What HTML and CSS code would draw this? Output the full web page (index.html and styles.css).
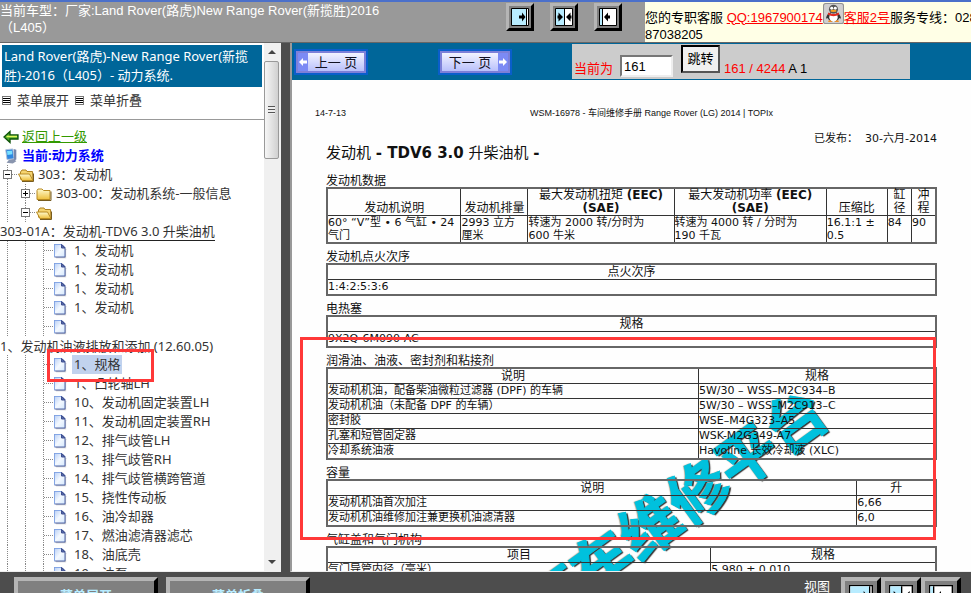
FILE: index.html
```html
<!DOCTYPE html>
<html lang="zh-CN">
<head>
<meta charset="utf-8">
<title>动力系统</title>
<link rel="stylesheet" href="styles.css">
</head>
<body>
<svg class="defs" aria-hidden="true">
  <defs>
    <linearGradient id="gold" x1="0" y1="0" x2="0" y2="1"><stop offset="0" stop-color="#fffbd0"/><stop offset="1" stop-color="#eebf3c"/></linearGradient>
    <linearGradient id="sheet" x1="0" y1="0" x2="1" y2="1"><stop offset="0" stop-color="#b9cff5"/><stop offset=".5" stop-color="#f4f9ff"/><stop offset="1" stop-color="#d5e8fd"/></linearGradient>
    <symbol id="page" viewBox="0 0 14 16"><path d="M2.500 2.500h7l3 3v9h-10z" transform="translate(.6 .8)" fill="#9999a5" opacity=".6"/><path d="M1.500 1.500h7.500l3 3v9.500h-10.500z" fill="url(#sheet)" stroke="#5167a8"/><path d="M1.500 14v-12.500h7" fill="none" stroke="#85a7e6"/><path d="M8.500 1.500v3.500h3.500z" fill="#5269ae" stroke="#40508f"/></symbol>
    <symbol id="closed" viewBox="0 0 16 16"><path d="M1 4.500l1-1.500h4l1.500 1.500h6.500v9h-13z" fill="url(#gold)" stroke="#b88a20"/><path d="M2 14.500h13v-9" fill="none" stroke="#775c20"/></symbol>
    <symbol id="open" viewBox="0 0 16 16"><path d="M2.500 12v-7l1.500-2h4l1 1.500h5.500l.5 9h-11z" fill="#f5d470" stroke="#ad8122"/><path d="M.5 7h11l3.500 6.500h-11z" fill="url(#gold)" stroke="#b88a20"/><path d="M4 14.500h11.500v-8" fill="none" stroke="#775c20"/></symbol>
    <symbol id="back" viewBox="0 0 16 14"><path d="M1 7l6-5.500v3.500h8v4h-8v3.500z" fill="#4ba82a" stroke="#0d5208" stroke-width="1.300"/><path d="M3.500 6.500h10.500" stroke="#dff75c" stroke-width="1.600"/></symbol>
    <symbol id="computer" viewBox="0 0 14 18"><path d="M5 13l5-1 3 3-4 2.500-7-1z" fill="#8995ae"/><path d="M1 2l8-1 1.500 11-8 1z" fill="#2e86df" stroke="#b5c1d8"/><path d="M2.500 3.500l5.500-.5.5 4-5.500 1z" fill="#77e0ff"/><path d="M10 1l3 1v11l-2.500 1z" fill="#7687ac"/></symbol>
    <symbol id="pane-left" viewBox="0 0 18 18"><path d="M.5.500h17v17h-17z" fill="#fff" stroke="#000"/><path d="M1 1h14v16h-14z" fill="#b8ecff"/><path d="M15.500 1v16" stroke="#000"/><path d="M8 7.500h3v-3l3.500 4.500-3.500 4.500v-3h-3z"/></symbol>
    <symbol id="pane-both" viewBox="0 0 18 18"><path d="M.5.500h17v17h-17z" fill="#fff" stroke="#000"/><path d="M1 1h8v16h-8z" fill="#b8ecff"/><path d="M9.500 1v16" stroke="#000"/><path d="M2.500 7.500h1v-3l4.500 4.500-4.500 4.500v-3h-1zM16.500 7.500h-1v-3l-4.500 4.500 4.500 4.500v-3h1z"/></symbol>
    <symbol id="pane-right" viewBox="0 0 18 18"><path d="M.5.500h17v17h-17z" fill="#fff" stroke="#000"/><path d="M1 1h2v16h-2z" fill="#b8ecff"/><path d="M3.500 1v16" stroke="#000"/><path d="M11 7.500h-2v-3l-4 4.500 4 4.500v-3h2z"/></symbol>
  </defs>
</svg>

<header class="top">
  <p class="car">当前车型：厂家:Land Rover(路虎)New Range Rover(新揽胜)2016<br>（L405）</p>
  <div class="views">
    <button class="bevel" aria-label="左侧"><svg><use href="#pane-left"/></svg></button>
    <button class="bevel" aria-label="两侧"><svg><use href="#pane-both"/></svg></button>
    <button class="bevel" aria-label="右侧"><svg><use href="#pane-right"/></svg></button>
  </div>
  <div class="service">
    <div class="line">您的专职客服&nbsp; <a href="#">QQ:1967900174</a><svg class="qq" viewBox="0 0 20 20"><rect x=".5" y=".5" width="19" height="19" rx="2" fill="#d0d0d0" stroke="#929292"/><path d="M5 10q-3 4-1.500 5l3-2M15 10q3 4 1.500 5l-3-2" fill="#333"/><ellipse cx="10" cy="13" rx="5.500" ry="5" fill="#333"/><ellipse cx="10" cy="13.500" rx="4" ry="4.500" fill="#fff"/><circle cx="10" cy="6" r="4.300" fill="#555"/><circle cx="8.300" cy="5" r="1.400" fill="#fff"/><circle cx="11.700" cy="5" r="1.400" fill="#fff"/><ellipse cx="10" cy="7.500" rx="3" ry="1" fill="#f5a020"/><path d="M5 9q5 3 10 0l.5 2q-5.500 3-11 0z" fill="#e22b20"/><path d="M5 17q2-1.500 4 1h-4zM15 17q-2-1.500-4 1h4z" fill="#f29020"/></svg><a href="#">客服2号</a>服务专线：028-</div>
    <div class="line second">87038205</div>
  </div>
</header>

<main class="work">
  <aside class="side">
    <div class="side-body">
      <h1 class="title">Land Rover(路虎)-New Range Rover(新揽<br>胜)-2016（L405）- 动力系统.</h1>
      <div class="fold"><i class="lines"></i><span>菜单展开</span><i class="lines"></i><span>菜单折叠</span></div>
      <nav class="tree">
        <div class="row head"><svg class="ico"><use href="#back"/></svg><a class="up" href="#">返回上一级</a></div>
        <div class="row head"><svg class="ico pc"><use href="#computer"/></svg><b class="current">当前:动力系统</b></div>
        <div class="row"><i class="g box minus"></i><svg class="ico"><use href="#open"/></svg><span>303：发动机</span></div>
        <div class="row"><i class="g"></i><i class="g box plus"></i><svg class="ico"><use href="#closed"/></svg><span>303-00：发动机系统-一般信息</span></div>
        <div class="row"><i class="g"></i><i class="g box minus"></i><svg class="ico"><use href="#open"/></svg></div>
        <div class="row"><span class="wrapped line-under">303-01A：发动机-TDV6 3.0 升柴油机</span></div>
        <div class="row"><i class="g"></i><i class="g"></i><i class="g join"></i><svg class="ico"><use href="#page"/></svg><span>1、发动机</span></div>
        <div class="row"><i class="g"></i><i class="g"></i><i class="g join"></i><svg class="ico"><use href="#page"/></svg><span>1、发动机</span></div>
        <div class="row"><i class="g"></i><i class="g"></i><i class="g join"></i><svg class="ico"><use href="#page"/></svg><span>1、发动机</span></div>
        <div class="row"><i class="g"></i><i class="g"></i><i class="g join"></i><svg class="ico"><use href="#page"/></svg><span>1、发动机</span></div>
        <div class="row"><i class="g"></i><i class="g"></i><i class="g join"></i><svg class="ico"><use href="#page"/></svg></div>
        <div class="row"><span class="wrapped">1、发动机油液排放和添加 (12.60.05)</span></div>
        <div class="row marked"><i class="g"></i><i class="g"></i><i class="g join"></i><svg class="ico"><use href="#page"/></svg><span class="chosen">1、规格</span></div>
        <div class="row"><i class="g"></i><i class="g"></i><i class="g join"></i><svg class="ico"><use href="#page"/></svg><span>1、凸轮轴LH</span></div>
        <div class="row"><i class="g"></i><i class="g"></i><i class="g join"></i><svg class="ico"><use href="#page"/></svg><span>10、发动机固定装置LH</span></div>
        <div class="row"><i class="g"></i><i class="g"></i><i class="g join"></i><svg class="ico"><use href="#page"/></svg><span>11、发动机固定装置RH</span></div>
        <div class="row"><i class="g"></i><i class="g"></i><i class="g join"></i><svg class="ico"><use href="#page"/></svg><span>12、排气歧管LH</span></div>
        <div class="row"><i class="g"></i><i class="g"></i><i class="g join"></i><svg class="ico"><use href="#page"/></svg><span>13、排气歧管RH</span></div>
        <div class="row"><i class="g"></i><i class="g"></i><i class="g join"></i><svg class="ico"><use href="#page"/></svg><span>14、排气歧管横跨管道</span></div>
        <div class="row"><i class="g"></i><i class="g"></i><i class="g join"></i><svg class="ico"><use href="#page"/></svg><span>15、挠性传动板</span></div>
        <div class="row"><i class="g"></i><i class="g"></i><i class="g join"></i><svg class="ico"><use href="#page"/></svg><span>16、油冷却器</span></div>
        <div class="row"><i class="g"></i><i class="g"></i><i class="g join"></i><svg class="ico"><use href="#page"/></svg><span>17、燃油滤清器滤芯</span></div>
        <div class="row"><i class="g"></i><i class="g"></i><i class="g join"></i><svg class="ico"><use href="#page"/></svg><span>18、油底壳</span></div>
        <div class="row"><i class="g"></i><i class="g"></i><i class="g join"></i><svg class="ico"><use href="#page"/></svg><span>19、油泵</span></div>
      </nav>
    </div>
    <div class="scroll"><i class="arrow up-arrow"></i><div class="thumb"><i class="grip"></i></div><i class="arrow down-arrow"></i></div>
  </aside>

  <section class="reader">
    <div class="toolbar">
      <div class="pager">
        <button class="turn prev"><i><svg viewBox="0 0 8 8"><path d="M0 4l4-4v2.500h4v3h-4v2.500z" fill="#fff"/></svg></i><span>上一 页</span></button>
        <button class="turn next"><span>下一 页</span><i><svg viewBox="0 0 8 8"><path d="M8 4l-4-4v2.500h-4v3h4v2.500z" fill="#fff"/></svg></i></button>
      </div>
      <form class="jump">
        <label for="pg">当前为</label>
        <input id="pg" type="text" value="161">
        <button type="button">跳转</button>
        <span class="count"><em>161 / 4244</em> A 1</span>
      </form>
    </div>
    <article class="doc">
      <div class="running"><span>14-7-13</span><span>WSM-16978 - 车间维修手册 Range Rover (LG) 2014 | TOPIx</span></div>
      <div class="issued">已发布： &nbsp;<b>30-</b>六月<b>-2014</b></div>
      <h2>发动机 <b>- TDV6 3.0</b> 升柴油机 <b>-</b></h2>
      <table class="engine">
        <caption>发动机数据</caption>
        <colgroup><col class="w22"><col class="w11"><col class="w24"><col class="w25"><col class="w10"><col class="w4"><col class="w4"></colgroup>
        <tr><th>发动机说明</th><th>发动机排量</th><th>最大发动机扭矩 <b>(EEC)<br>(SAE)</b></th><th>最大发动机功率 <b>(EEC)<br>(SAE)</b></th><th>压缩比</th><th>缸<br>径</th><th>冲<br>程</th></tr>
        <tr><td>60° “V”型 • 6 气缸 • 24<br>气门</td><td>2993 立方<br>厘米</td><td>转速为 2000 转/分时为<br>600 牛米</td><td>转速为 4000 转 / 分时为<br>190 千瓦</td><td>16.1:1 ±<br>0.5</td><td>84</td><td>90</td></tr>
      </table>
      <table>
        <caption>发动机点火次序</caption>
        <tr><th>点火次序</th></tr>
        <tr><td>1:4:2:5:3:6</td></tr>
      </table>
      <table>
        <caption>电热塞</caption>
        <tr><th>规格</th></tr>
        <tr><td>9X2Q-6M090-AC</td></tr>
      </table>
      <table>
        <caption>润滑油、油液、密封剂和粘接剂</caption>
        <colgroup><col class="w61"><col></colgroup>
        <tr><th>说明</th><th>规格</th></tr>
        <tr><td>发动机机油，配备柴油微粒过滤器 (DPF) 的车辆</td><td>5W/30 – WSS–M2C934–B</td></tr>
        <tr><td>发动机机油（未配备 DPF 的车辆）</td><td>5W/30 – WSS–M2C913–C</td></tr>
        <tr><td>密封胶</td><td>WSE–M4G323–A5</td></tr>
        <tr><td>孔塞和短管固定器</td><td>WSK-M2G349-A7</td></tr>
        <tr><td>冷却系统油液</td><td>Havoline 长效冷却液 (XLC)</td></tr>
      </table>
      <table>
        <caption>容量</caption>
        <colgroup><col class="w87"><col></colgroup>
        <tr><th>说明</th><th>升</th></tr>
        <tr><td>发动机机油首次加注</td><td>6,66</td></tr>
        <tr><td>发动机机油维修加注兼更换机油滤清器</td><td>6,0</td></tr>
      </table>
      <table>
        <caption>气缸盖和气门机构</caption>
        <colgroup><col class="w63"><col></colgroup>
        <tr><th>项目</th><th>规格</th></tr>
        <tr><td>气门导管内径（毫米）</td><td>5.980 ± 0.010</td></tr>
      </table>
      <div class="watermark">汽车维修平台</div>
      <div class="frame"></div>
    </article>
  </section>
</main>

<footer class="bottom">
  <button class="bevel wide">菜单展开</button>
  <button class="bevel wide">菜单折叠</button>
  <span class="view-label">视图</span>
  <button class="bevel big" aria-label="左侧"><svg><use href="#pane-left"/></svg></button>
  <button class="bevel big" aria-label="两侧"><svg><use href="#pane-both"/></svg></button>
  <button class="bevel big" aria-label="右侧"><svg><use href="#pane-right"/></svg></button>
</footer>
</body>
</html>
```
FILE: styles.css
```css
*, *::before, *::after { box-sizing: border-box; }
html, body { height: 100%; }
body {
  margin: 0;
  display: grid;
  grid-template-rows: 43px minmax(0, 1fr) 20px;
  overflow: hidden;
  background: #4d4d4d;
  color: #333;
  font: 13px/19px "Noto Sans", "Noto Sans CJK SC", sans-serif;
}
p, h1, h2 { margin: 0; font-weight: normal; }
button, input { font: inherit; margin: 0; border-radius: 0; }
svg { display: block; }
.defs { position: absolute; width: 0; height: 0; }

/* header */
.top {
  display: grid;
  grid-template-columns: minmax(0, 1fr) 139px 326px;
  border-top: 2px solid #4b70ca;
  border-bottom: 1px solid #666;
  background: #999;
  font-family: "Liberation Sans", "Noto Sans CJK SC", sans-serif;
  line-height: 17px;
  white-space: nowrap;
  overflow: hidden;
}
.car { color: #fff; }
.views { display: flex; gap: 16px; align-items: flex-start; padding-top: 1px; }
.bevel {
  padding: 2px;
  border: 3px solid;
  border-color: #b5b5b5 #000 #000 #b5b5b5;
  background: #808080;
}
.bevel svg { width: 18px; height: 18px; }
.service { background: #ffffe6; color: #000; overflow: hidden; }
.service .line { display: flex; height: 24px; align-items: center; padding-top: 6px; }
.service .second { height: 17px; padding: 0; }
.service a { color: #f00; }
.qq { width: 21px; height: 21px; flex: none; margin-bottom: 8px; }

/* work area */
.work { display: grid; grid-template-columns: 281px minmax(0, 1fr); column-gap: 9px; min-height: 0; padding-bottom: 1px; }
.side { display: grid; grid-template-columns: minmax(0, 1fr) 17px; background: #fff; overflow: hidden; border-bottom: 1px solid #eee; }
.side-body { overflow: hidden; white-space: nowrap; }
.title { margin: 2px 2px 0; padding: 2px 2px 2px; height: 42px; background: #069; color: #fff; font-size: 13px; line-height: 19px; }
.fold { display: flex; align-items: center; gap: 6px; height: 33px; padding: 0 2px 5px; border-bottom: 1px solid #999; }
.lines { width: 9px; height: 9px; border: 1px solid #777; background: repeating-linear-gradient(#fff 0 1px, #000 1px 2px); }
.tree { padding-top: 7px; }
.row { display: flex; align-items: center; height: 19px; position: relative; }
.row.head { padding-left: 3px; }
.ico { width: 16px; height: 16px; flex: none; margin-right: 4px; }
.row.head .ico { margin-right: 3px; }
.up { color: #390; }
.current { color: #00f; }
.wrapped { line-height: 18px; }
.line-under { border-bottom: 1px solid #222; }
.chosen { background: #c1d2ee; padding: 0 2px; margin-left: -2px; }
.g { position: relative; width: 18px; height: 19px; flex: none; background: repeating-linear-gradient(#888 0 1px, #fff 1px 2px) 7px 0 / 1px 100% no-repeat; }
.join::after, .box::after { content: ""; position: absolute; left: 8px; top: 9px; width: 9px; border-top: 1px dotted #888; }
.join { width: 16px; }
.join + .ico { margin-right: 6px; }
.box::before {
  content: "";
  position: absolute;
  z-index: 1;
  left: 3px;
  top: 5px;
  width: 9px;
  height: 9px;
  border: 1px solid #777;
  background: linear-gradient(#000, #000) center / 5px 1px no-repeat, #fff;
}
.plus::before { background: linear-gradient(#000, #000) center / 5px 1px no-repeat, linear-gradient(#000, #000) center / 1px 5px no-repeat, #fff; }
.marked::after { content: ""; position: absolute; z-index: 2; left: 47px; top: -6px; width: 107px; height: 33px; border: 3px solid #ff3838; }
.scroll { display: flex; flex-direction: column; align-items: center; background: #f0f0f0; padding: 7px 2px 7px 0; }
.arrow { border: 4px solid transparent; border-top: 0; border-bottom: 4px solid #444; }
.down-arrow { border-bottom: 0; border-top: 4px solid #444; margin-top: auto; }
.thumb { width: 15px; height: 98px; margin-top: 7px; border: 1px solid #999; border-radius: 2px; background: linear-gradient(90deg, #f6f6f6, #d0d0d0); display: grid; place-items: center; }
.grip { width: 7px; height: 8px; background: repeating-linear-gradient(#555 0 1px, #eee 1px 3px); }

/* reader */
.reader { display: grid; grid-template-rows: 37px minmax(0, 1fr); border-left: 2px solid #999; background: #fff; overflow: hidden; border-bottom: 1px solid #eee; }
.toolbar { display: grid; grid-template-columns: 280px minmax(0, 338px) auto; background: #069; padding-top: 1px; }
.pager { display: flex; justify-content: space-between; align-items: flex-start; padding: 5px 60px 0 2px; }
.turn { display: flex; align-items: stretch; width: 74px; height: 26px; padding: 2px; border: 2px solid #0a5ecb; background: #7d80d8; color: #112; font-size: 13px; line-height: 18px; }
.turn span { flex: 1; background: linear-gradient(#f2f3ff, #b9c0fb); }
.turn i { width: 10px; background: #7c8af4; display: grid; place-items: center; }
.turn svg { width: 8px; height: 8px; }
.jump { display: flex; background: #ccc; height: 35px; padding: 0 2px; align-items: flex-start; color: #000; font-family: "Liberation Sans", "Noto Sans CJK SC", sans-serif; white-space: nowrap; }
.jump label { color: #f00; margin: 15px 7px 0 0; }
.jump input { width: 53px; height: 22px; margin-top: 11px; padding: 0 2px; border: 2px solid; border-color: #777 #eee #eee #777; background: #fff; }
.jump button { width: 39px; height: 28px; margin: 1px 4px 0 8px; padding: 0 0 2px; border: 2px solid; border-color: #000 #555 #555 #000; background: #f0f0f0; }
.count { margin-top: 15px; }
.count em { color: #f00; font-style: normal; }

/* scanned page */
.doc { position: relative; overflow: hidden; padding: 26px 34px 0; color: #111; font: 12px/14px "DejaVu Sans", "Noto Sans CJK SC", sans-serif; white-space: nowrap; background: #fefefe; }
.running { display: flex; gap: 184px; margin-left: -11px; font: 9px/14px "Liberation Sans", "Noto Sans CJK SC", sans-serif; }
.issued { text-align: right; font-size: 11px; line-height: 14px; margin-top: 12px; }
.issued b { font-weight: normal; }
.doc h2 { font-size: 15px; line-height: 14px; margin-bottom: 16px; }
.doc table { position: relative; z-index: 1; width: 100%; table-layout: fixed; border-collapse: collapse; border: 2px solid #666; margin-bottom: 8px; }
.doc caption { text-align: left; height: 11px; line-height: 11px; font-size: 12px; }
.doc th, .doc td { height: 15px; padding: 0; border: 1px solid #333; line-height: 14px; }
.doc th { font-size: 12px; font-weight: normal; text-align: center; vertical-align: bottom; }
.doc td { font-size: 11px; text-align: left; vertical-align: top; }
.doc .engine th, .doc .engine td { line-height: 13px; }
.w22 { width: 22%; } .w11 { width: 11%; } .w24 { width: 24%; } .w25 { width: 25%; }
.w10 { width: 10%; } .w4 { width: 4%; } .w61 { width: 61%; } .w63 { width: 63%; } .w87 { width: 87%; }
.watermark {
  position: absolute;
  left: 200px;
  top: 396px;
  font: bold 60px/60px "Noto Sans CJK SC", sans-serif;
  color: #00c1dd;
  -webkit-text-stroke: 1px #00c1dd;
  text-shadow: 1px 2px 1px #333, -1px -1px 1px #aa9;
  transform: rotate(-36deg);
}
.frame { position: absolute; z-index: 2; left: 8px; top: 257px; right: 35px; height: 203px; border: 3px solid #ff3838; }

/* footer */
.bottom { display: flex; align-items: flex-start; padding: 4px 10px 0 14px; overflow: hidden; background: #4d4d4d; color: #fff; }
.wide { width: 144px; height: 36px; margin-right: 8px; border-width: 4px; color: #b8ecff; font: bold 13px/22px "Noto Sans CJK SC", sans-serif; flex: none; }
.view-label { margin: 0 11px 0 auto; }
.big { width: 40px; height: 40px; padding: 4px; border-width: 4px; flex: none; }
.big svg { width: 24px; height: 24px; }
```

-=-=-

DIRECTIVE = Show every line where the string "index" appears.

SOLUTION TO THIS EXERCISE =
What HTML and CSS code would draw this? Output the full web page (index.html and styles.css).
FILE: index.html
  z-index: 1;
.marked::after { content: ""; position: absolute; z-index: 2; left: 47px; top: -6px; width: 107px; height: 33px; border: 3px solid #ff3838; }
.doc table { position: relative; z-index: 1; width: 100%; table-layout: fixed; border-collapse: collapse; border: 2px solid #666; margin-bottom: 8px; }
.frame { position: absolute; z-index: 2; left: 8px; top: 257px; right: 35px; height: 203px; border: 3px solid #ff3838; }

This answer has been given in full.